Rubin began to demonstrate on behalf of various left-wing causes after dropping out of Berkeley. Rubin also ran for Mayor of Berkeley, receiving over twenty per cent of the vote, but having been unsuccessful, Rubin turned all his attentions to political protest. Jerry's first protest was in Berkeley, protesting the refusal of a local grocer to hire African Americans. Soon Rubin was leading protests of his own.
Rubin organized the VDC (Vietnam Day Committee), led some of the first protests against the war in Vietnam, and was one of the founding members of the Youth International Party or Yippies, along with social and political activist Abbie Hoffman. He played an instrumental role in the disruption of the 1968 Democratic National Convention in Chicago by helping to organize the sit-in demonstration in Grant Park and a large anti-war march on August 28, 1968 that ended in a violent confrontation with police and the arrest of Rubin and seven others (Abbie Hoffman, Rennie Davis, John Froines, David Dellinger, Lee Weiner, Tom Hayden, and Bobby Seale).
The defendants were commonly referred to as the "Chicago Eight." Seale, however, was later severed from the case for contempt of court and sentenced to four years imprisonment, making the Chicago Eight the Chicago Seven. Rubin was found not guilty on all charges. Five members of the Chicago Seven were eventually convicted of crossing state lines with the intention of inciting a riot, but these convictions were later overturned on appeal.
After the Vietnam War ended, Rubin became an entrepreneur and businessman. He was an early investor in Apple Computer.
In the 1980s he embarked on a debating tour with Abbie Hoffman titled "Yippie versus Yuppie." Rubin's argument in the debates was that activism was hard work, that abuse of drugs, sex, and private property had made the counter-culture "a scary society in itself," and that "wealth creation is the real American revolution—what we need is an infusion of capital into the depressed areas of our country." A political cartoon of the time showed two sketches of Rubin—first as a hippie, wearing a button that said "Chicago 7" and then as a businessman in a suit, wearing a button that said "S&P 500."
Rubin's differences with Hoffman were on principle rather than personal. When Hoffman died in 1989, Rubin was one of two members of the Chicago Seven to attend his funeral, the other being David Dellinger.

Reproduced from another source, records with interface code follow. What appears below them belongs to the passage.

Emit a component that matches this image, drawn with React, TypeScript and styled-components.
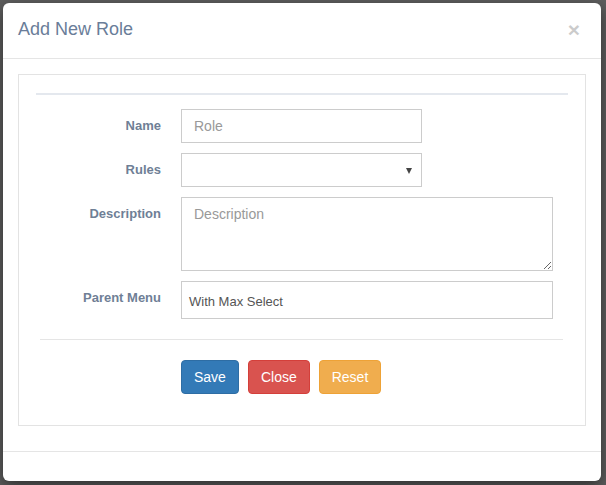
import styled, { createGlobalStyle } from "styled-components";

const GlobalStyle = createGlobalStyle`
  html, body {
    margin: 0;
    padding: 0;
    background: #5e5e5e;
    font-family: "Liberation Sans", Arial, sans-serif;
  }
  * {
    box-sizing: border-box;
  }
`;

const Page = styled.div`
  padding: 3px 5px 4px 3px;
  height: 485px;
`;

const Modal = styled.div`
  display: flex;
  flex-direction: column;
  height: 478px;
  background: #ffffff;
  border-radius: 6px;
  box-shadow: 0 5px 15px rgba(0, 0, 0, 0.5);
  overflow: hidden;
`;

const Header = styled.div`
  display: flex;
  justify-content: space-between;
  align-items: flex-start;
  padding: 14px 15px 16px 15px;
  border-bottom: 1px solid #e5e5e5;
`;

const Title = styled.h4`
  margin: 0;
  font-size: 18px;
  font-weight: normal;
  line-height: 25px;
  color: #6a7d99;
`;

const CloseX = styled.button`
  border: 0;
  background: transparent;
  padding: 0;
  margin: 0 6px 0 0;
  font-family: "Liberation Sans", Arial, sans-serif;
  font-size: 21px;
  font-weight: bold;
  line-height: 25px;
  color: #000;
  opacity: 0.2;
  cursor: pointer;
`;

const Body = styled.div`
  flex: 1;
  padding: 15px 15px 25px 15px;
`;

const Panel = styled.div`
  border: 1px solid #e3e3e3;
  padding: 18px 17px 31px 17px;
`;

const TopRule = styled.div`
  border-top: 2px solid #e4e8ee;
  margin-bottom: 14px;
`;

const Row = styled.div`
  display: grid;
  grid-template-columns: 125px 1fr;
  column-gap: 20px;
  margin-bottom: 10px;
`;

const Label = styled.label`
  padding-top: 7px;
  text-align: right;
  font-size: 13px;
  font-weight: bold;
  line-height: 20px;
  color: #6f7f96;
`;

const Input = styled.input<{ $width: number }>`
  width: ${(p) => p.$width}px;
  height: 34px;
  padding: 6px 12px;
  border: 1px solid #cccccc;
  border-radius: 0;
  font-family: "Liberation Sans", Arial, sans-serif;
  font-size: 14px;
  color: #555;
  outline: none;

  &::placeholder {
    color: #999;
  }
`;

const SelectWrap = styled.div`
  position: relative;
  width: 241px;
`;

const Select = styled.select`
  appearance: none;
  width: 100%;
  height: 34px;
  padding: 6px 12px;
  border: 1px solid #cccccc;
  border-radius: 0;
  background: #fff;
  font-family: "Liberation Sans", Arial, sans-serif;
  font-size: 14px;
  color: #555;
  outline: none;
`;

const Caret = styled.span`
  position: absolute;
  right: 10px;
  top: 15px;
  width: 0;
  height: 0;
  border-left: 3.5px solid transparent;
  border-right: 3.5px solid transparent;
  border-top: 6px solid #444;
  pointer-events: none;
`;

const TextArea = styled.textarea`
  width: 372px;
  height: 74px;
  padding: 6px 12px;
  border: 1px solid #cccccc;
  border-radius: 0;
  font-family: "Liberation Sans", Arial, sans-serif;
  font-size: 14px;
  line-height: 20px;
  color: #555;
  outline: none;

  &::placeholder {
    color: #999;
  }
`;

const MultiBox = styled.div`
  width: 372px;
  height: 38px;
  padding: 12px 7px 0 7px;
  border: 1px solid #cccccc;
  font-size: 13px;
  line-height: 16px;
  color: #555;
`;

const Separator = styled.div`
  margin: 20px 5px 20px 4px;
  border-top: 1px solid #e5e5e5;
`;

const Actions = styled.div`
  display: flex;
  gap: 9px;
  padding-left: 145px;
`;

const tones = {
  primary: { bg: "#337ab7", border: "#2e6da4" },
  danger: { bg: "#d9534f", border: "#d43f3a" },
  warning: { bg: "#f0ad4e", border: "#eea236" },
};

const Button = styled.button<{ $tone: keyof typeof tones }>`
  height: 34px;
  padding: 6px 12px;
  border: 1px solid ${(p) => tones[p.$tone].border};
  border-radius: 4px;
  background: ${(p) => tones[p.$tone].bg};
  color: #fff;
  font-family: "Liberation Sans", Arial, sans-serif;
  font-size: 14px;
  line-height: 20px;
  cursor: pointer;
`;

const Footer = styled.div`
  height: 30px;
  border-top: 1px solid #e5e5e5;
`;

export default function App() {
  return (
    <>
      <GlobalStyle />
      <Page>
        <Modal>
          <Header>
            <Title>Add New Role</Title>
            <CloseX aria-label="Close">×</CloseX>
          </Header>
          <Body>
            <Panel>
              <TopRule />
              <Row>
                <Label htmlFor="role-name">Name</Label>
                <Input id="role-name" $width={241} placeholder="Role" />
              </Row>
              <Row>
                <Label htmlFor="role-rules">Rules</Label>
                <SelectWrap>
                  <Select id="role-rules" defaultValue="">
                    <option value=""></option>
                  </Select>
                  <Caret />
                </SelectWrap>
              </Row>
              <Row>
                <Label htmlFor="role-desc">Description</Label>
                <TextArea id="role-desc" placeholder="Description" />
              </Row>
              <Row>
                <Label>Parent Menu</Label>
                <MultiBox>With Max Select</MultiBox>
              </Row>
              <Separator />
              <Actions>
                <Button $tone="primary">Save</Button>
                <Button $tone="danger">Close</Button>
                <Button $tone="warning">Reset</Button>
              </Actions>
            </Panel>
          </Body>
          <Footer />
        </Modal>
      </Page>
    </>
  );
}
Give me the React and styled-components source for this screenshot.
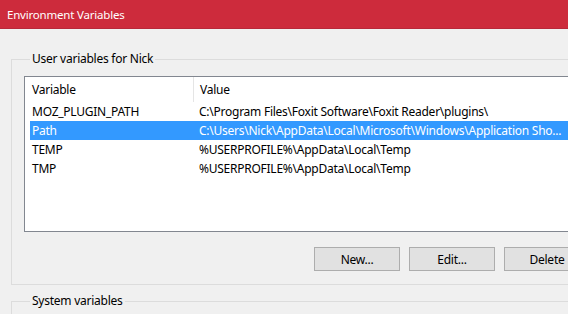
import React from "react";
import styled, { createGlobalStyle } from "styled-components";

const GlobalStyle = createGlobalStyle`
  html, body {
    margin: 0;
    padding: 0;
    background: #f0f0f0;
    overflow: hidden;
  }
  body {
    font-family: "Noto Sans", "Open Sans", sans-serif;
    font-size: 12px;
    letter-spacing: -0.25px;
    color: #000;
  }
`;

const Window = styled.div`
  width: 616px;
  height: 314px;
  background: #f0f0f0;
  overflow: hidden;
`;

const TitleBar = styled.div`
  height: 29px;
  box-sizing: border-box;
  display: flex;
  align-items: center;
  padding-left: 7px;
  background: #cd2b3c;
  border-bottom: 1px solid #b8283a;
  color: #fff;
  font-size: 11.5px;
  letter-spacing: -0.2px;
`;

const Content = styled.div`
  padding: 22px 0 0 11px;
  display: flex;
  flex-direction: column;
  gap: 8px;
`;

const GroupBox = styled.fieldset`
  margin: 0;
  width: 592px;
  box-sizing: border-box;
  border: 1px solid #dcdcdc;
  padding: ${(props) => props.$padding || "9px 12px 13px 12px"};
  min-inline-size: 0;

  legend {
    margin-left: 6px;
    padding: 0 2px;
    line-height: 16px;
  }
`;

const ListView = styled.div`
  height: 156px;
  box-sizing: border-box;
  border: 1px solid #828790;
  background: #fff;
  overflow: hidden;
`;

const Row = styled.div`
  display: grid;
  grid-template-columns: 163px 1fr;
  height: ${(props) => (props.$header ? "25px" : "19px")};
  align-items: center;
  margin-left: 5px;
  white-space: nowrap;
  background: ${(props) => (props.$selected ? "#3399ff" : "transparent")};
  color: ${(props) => (props.$selected ? "#fff" : "#000")};
`;

const Cell = styled.div`
  padding-left: ${(props) => (props.$first ? "2px" : "6px")};
  height: 100%;
  display: flex;
  align-items: center;
  overflow: hidden;
  border-left: ${(props) => (props.$divider ? "1px solid #e5e5e5" : "none")};
`;

const ButtonRow = styled.div`
  display: flex;
  justify-content: flex-end;
  gap: 9px;
  margin-top: 15px;
`;

const Button = styled.button`
  width: 86px;
  height: 24px;
  box-sizing: border-box;
  border: 1px solid #adadad;
  background: #e1e1e1;
  font-family: inherit;
  font-size: 12px;
  letter-spacing: inherit;
  color: #000;
  padding: 0;
`;

const rows = [
  { name: "MOZ_PLUGIN_PATH", value: "C:\\Program Files\\Foxit Software\\Foxit Reader\\plugins\\" },
  { name: "Path", value: "C:\\Users\\Nick\\AppData\\Local\\Microsoft\\Windows\\Application Sho...", selected: true },
  { name: "TEMP", value: "%USERPROFILE%\\AppData\\Local\\Temp" },
  { name: "TMP", value: "%USERPROFILE%\\AppData\\Local\\Temp" },
];

const App = () => {
  return (
    <Window>
      <GlobalStyle />
      <TitleBar>Environment Variables</TitleBar>
      <Content>
        <GroupBox>
          <legend>User variables for Nick</legend>
          <ListView>
            <Row $header>
              <Cell $first>Variable</Cell>
              <Cell $divider>Value</Cell>
            </Row>
            {rows.map((r) => (
              <Row key={r.name} $selected={r.selected}>
                <Cell $first>{r.name}</Cell>
                <Cell>{r.value}</Cell>
              </Row>
            ))}
          </ListView>
          <ButtonRow>
            <Button>New...</Button>
            <Button>Edit...</Button>
            <Button>Delete</Button>
          </ButtonRow>
        </GroupBox>
        <GroupBox $padding="9px 12px 40px 12px">
          <legend>System variables</legend>
        </GroupBox>
      </Content>
    </Window>
  );
};

export default App;
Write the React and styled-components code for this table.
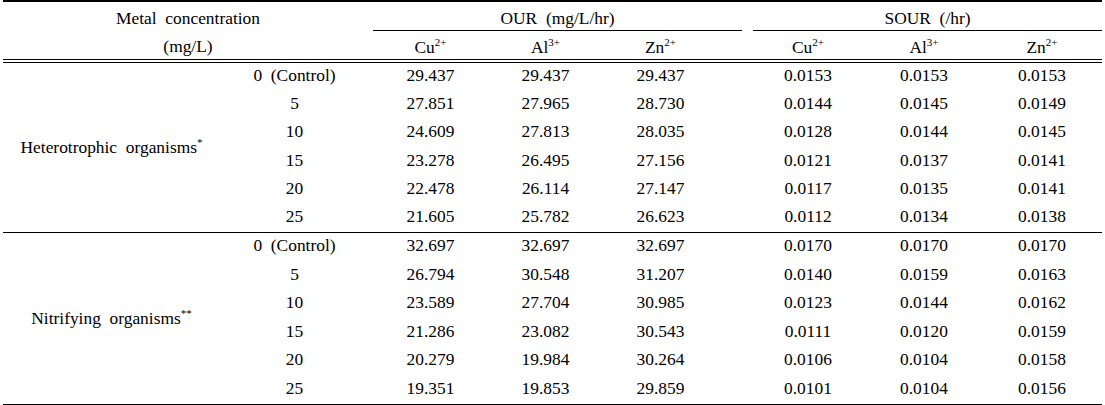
import React from "react";
import styled, { createGlobalStyle } from "styled-components";

const Global = createGlobalStyle`
  html, body { margin: 0; padding: 0; background: #fff; }
  body { font-family: "Liberation Serif", "Times New Roman", serif; color: #000; }
`;

const COLS = "213px 157px 115px 115px 115px 32px 116px 116px 120px";

const Table = styled.div`
  width: 1099px;
  margin-left: 3px;
  border-top: 2px solid #000;
  border-bottom: 2px solid #000;
  font-size: 17.4px;
`;

const Header = styled.div`
  display: grid;
  grid-template-columns: ${COLS};
  grid-template-rows: 29px 28px;
  border-bottom: 4px double #000;
`;

const MetalHead = styled.div`
  grid-column: 1 / 3;
  grid-row: 1 / 3;
  padding-top: 2px;
  text-align: center;
  line-height: 28px;
  white-space: pre;
`;

const GroupHead = styled.div`
  grid-row: 1;
  grid-column: ${(p) => p.$cols};
  margin: ${(p) => p.$margin};
  border-bottom: 1px solid #000;
  text-align: center;
  line-height: 28px;
  padding-top: 2px;
  box-sizing: border-box;
  white-space: pre;
`;

const SubHead = styled.div`
  grid-row: 2;
  grid-column: ${(p) => p.$col};
  text-align: center;
  line-height: 28px;
  padding-top: 2px;
`;

const Sup = styled.span`
  font-size: 11px;
  vertical-align: 7px;
  line-height: 0;
`;

const Group = styled.div`
  display: grid;
  grid-template-columns: ${COLS};
  grid-template-rows: repeat(6, 1fr);
  height: ${(p) => p.$h}px;
  border-top: ${(p) => (p.$sep ? "1px solid #000" : "none")};
`;

const Label = styled.div`
  grid-column: 1;
  grid-row: 1 / 7;
  align-self: center;
  text-align: center;
  padding-left: 4px;
  white-space: pre;
`;

const Cell = styled.div`
  grid-column: ${(p) => p.$col};
  align-self: center;
  margin-bottom: 3px;
  text-align: center;
  white-space: pre;
`;

const valueCols = [3, 4, 5, 7, 8, 9];

const groups = [
  {
    label: "Heterotrophic  organisms",
    mark: "*",
    h: 169,
    rows: [
      ["0  (Control)", "29.437", "29.437", "29.437", "0.0153", "0.0153", "0.0153"],
      ["5", "27.851", "27.965", "28.730", "0.0144", "0.0145", "0.0149"],
      ["10", "24.609", "27.813", "28.035", "0.0128", "0.0144", "0.0145"],
      ["15", "23.278", "26.495", "27.156", "0.0121", "0.0137", "0.0141"],
      ["20", "22.478", "26.114", "27.147", "0.0117", "0.0135", "0.0141"],
      ["25", "21.605", "25.782", "26.623", "0.0112", "0.0134", "0.0138"],
    ],
  },
  {
    label: "Nitrifying  organisms",
    mark: "**",
    h: 171,
    sep: true,
    rows: [
      ["0  (Control)", "32.697", "32.697", "32.697", "0.0170", "0.0170", "0.0170"],
      ["5", "26.794", "30.548", "31.207", "0.0140", "0.0159", "0.0163"],
      ["10", "23.589", "27.704", "30.985", "0.0123", "0.0144", "0.0162"],
      ["15", "21.286", "23.082", "30.543", "0.0111", "0.0120", "0.0159"],
      ["20", "20.279", "19.984", "30.264", "0.0106", "0.0104", "0.0158"],
      ["25", "19.351", "19.853", "29.859", "0.0101", "0.0104", "0.0156"],
    ],
  },
];

const ions = [
  ["Cu", "2+"],
  ["Al", "3+"],
  ["Zn", "2+"],
];

export default function App() {
  return (
    <>
      <Global />
      <Table>
        <Header>
          <MetalHead>
            {"Metal  concentration"}
            <br />
            {"(mg/L)"}
          </MetalHead>
          <GroupHead $cols="3 / 7" $margin="0 8px 0 0">
            {"OUR  (mg/L/hr)"}
          </GroupHead>
          <GroupHead $cols="7 / 10" $margin="0 0 0 3px">
            {"SOUR  (/hr)"}
          </GroupHead>
          {[...ions, ...ions].map(([el, ch], i) => (
            <SubHead key={i} $col={valueCols[i]}>
              {el}
              <Sup>{ch}</Sup>
            </SubHead>
          ))}
        </Header>
        {groups.map((g) => (
          <Group key={g.label} $h={g.h} $sep={g.sep}>
            <Label>
              {g.label}
              <Sup>{g.mark}</Sup>
            </Label>
            {g.rows.map((r, ri) =>
              r.map((v, ci) => (
                <Cell
                  key={ri + "-" + ci}
                  $col={ci === 0 ? 2 : valueCols[ci - 1]}
                  style={{ gridRow: ri + 1 }}
                >
                  {v}
                </Cell>
              ))
            )}
          </Group>
        ))}
      </Table>
    </>
  );
}
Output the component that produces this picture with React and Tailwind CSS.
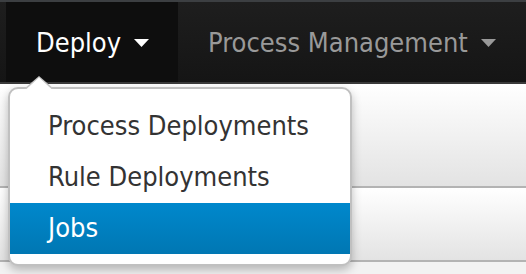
import React from "react";

const font = { fontFamily: '"DejaVu Sans Condensed", "DejaVu Sans", Verdana, sans-serif' };

const Caret = ({ className }) => (
	<svg width="15" height="8" viewBox="0 0 15 8" className={className}>
		<path d="M0 0 L15 0 L7.5 8 Z" fill="currentColor" />
	</svg>
);

const NavItem = ({ label, active }) => (
	<div
		className={`flex h-full items-center gap-[13px] pl-[30px] pr-[29px] ${
			active ? "bg-[#0e0e0e] text-white" : "text-[#999999]"
		}`}
	>
		<span className="text-[27px] leading-none">{label}</span>
		<Caret className="mt-[2px]" />
	</div>
);

const MenuItem = ({ label, selected }) => (
	<div
		className={`flex h-[51px] items-center px-[38px] text-[27px] ${
			selected
				? "bg-gradient-to-b from-[#0088cc] to-[#0077b3] text-white"
				: "text-[#333333]"
		}`}
	>
		{label}
	</div>
);

export default function App() {
	return (
		<div className="relative h-[274px] w-[526px] overflow-hidden bg-[#f2f2f2]" style={font}>
			<div className="h-[2px] bg-[#3c3f42]" />
			<nav className="flex h-[80px] bg-gradient-to-b from-[#1e1e1e] to-[#151515] pl-[6px]">
				<NavItem label="Deploy" active />
				<NavItem label="Process Management" />
			</nav>
			<div className="h-[2px] bg-[#3a3a3a]" />
			<div className="h-[104px] border-b-2 border-[#b3b3b3] bg-gradient-to-b from-[#ffffff] to-[#e3e3e3]" />
			<div className="h-[74px] border-b-2 border-[#b3b3b3] bg-gradient-to-b from-[#ffffff] to-[#e3e3e3]" />

			<div className="absolute left-[8px] top-[87px] w-[344px]">
				<svg
					width="30"
					height="14"
					viewBox="0 0 30 14"
					className="absolute left-[16px] top-[-12px]"
				>
					<path d="M0 14 L15 1 L30 14 Z" fill="#c4c4c4" />
					<path d="M2 14.5 L15 2.5 L28 14.5 Z" fill="#ffffff" />
				</svg>
				<div className="overflow-hidden rounded-[10px] border-2 border-[#c0c0c0] bg-white pb-[10px] pt-[12px] shadow-[0_4px_10px_rgba(0,0,0,0.25)]">
					<MenuItem label="Process Deployments" />
					<MenuItem label="Rule Deployments" />
					<MenuItem label="Jobs" selected />
				</div>
			</div>
		</div>
	);
}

Jerry Rubin appeared in the 2002 British documentary by Adam Curtis, The Century of the Self. He appears in episode part 3 of 4. This segment of the video discusses the Est Training in great detail, and includes interviews with New York Times columnist Jesse Kornbluth, Werner Erhard, and Est graduate John Denver. Jerry Rubin himself was a graduate of Erhard Seminars Training.
Rubin also appeared on Saturday Night Live's second episode of its first season (in one of the few comedic moments in a show almost entirely devoted to a Paul Simon musical performance). He was announced as "Jerry Rubin, Leader of the Yippie Movement." His sketch is a fake commercial for wallpaper featuring famous protest slogans from the 1960's and 1970's (i.e., "Make Love, Not War", "Off The Pig!", "Give Peace A Chance", "Hell, No, We Won't Go!", etc). He ends the sketch by parodying a famous radical slogan as "Up against the wall-paper, motherfuckers!" (with the last word bleeped out). The fake commercial was later played in a few other first season episodes.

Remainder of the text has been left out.